Keeping Children Safe in Education - September 2023

Jun 07, 2023

The DfE has uploaded the latest version of Keeping Children Safe in Education ready for implementation in September 2023. You can find it here: Keeping Children Safe in Education 2023

Filtering and Monitoring

The government has made few changes this year. The key topic to be aware of is around the implementation of the newly published standards for 'Filtering and Monitoring'. In particular, all staff are to understand their role in this and DSLs are expected to have the 'lead responsibility'. The standards can be found here: https://www.gov.uk/guidance/meeting-digital-and-technology-standards-in-schools-and-colleges/filtering-and-monitoring-standards-for-schools-and-colleges

Other changes

  • Guidance about children 'missing education' now talks about children who are 'absent' from education, particularly on repeat occasions or for prolonged periods.
  • The guidance now talks about children and young people who are 'susceptible' to being drawn into terrorism, rather than being 'vulnerable' to being drawn into terrorism. (Prevent Duty update)
  • Following the end of the work of the Independent Inquiry into Child Sexual Abuse (IICSA), the obligation to 'preserve records' for the inquiry has now been removed. (Investigation reports)

New guidance

  • Where schools are used for non-school activities, those providers are expected to meet the guidance in Keeping Children Safe in Out of School Settings (see paragraph 167)
  • If schools receive allegations related to an incident that 'happened when an individual or organisation was using their school premises for the purposes of running activities for children...the school should follow their [own] safeguarding policies and procedures, including informing the LADO'. (see paragraph 377)
  • Since February 2023 it has also been a crime to carry out any conduct whose purpose is to cause a child to marry before their eighteenth birthday, even if violence, threats or another form of coercion are not used.
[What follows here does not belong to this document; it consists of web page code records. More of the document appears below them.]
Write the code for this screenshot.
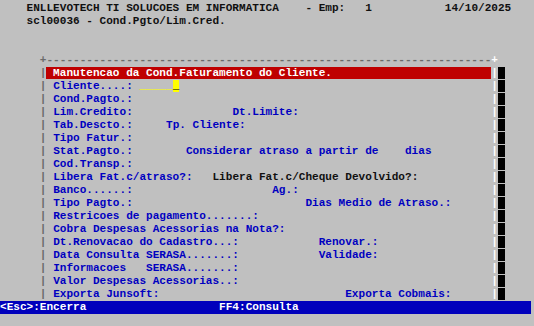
import type { ReactNode } from "react";

type Seg = { at: number; text: string; cls?: string };

const BLUE = "text-[#0000c0]";
const DARK = "text-[#101010]";

// renders one 80-column terminal line, segments placed by column
function Line({ segs, className = "" }: { segs: Seg[]; className?: string }) {
  const out: ReactNode[] = [];
  let col = 0;
  segs.forEach((s, i) => {
    if (s.at > col) out.push(" ".repeat(s.at - col));
    out.push(
      <span key={i} className={s.cls}>
        {s.text}
      </span>
    );
    col = s.at + s.text.length;
  });
  return <div className={`h-[13px] whitespace-pre ${className}`}>{out}</div>;
}

// row inside the window: left bar, fields, right bar and shadow
function Framed({ segs }: { segs: Seg[] }) {
  return (
    <Line
      segs={[
        { at: 6, text: "|", cls: "text-[#6a6a6a]" },
        ...segs,
        { at: 74, text: "|", cls: "text-white" },
        { at: 75, text: " ", cls: "bg-black" },
      ]}
    />
  );
}

const rows: Seg[][] = [
  [
    { at: 8, text: "Cliente....:", cls: BLUE },
    { at: 21, text: "_____", cls: "text-[#ffff00]" },
    { at: 26, text: "_", cls: "bg-[#ffff00] text-black" },
  ],
  [{ at: 8, text: "Cond.Pagto.:", cls: BLUE }],
  [
    { at: 8, text: "Lim.Credito:", cls: BLUE },
    { at: 35, text: "Dt.Limite:", cls: BLUE },
  ],
  [
    { at: 8, text: "Tab.Descto.:", cls: BLUE },
    { at: 25, text: "Tp. Cliente:", cls: BLUE },
  ],
  [{ at: 8, text: "Tipo Fatur.:", cls: BLUE }],
  [
    { at: 8, text: "Stat.Pagto.:", cls: BLUE },
    { at: 28, text: "Considerar atraso a partir de    dias", cls: BLUE },
  ],
  [{ at: 8, text: "Cod.Transp.:", cls: BLUE }],
  [
    { at: 8, text: "Libera Fat.c/atraso?:", cls: BLUE },
    { at: 32, text: "Libera Fat.c/Cheque Devolvido?:", cls: DARK },
  ],
  [
    { at: 8, text: "Banco......:", cls: BLUE },
    { at: 41, text: "Ag.:", cls: BLUE },
  ],
  [
    { at: 8, text: "Tipo Pagto.:", cls: BLUE },
    { at: 46, text: "Dias Medio de Atraso.:", cls: BLUE },
  ],
  [{ at: 8, text: "Restricoes de pagamento.......:", cls: BLUE }],
  [{ at: 8, text: "Cobra Despesas Acessorias na Nota?:", cls: BLUE }],
  [
    { at: 8, text: "Dt.Renovacao do Cadastro...:", cls: BLUE },
    { at: 48, text: "Renovar.:", cls: BLUE },
  ],
  [
    { at: 8, text: "Data Consulta SERASA.......:", cls: BLUE },
    { at: 48, text: "Validade:", cls: BLUE },
  ],
  [{ at: 8, text: "Informacoes   SERASA.......:", cls: BLUE }],
  [{ at: 8, text: "Valor Despesas Acessorias..:", cls: BLUE }],
  [
    { at: 8, text: "Exporta Junsoft:", cls: BLUE },
    { at: 52, text: "Exporta Cobmais:", cls: BLUE },
  ],
];

export default function App() {
  const title = " Manutencao da Cond.Faturamento do Cliente.";
  return (
    <div className="min-h-screen w-full bg-[#c0c0c0] pt-[2px] font-['Liberation_Mono','Courier_New',monospace] text-[11.07px] leading-[13px] font-bold">
      <Line
        segs={[
          { at: 4, text: "ENLLEVOTECH TI SOLUCOES EM INFORMATICA", cls: DARK },
          { at: 46, text: "- Emp:", cls: DARK },
          { at: 55, text: "1", cls: DARK },
          { at: 67, text: "14/10/2025", cls: DARK },
        ]}
      />
      <Line segs={[{ at: 4, text: "scl00036 - Cond.Pgto/Lim.Cred.", cls: DARK }]} />
      <Line segs={[]} />
      <Line segs={[]} />
      <Line
        segs={[
          { at: 6, text: "+" + "-".repeat(67), cls: "text-[#6a6a6a]" },
          { at: 74, text: "+", cls: "text-white" },
        ]}
      />
      <Framed segs={[{ at: 7, text: title.padEnd(67, " "), cls: "bg-[#bf0000] text-white" }]} />
      {rows.map((segs, i) => (
        <Framed key={i} segs={segs} />
      ))}
      <Line
        className="w-[80ch] bg-[#0000bc] text-white"
        segs={[
          { at: 0, text: "<Esc>:Encerra" },
          { at: 33, text: "FF4:Consulta" },
        ]}
      />
    </div>
  );
}
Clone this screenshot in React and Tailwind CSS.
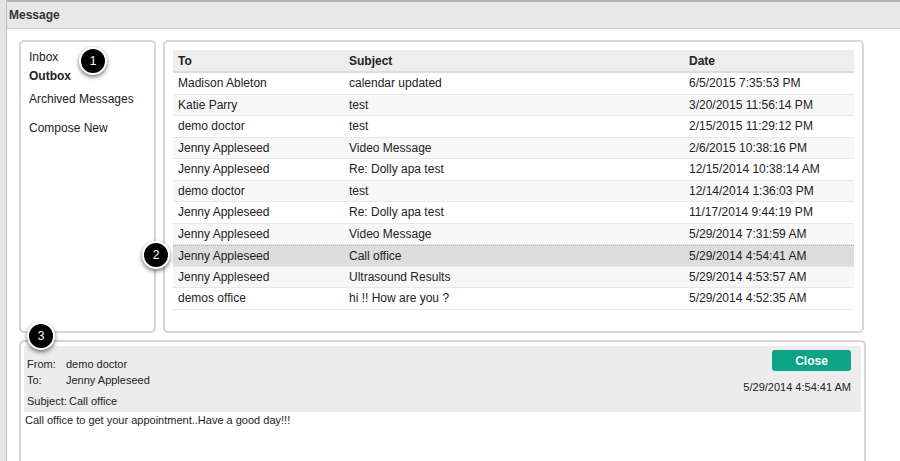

As with the existing forced marriage law, this applies to non-binding, unofficial 'marriages' as well as legal marriages. (see page 155) (Legal age increases to 18)

What to do next

  1. Look towards updating your school's Safeguarding and Child Protection Policy 
  2. Ensure that you have a clear plan to implement the Filtering and Monitoring Standards (Bearing in mind the standards say that that schools should already have implemented them.) Some useful links can be found here: www.safeguarding.info/filtering
  3. Add Filtering and Monitoring to your staff CPD programme
  4. Ensure that the governing body/trustees understand their role in Filtering and Monitoring
  5. For DSLs, ensure that 'lead responsibility' for Filtering and Monitoring is added to your job description (and you understand what it means)
  6. Ensure that you add to (and check) out-of-hours hire contracts for organisations working with children that the meet the expectations in Keeping Children Safe in Out-of-schools Settings
  7. Ensure that you add to out-of-hours hire contracts for organisations working with children that in the event of an incident, the school will follow its own policy, including informing the LADO

Remember that the new edition of KCSIE does not come into force until September 2023, and that occasionally changes are made during the interim period, especially to paragraph numbering.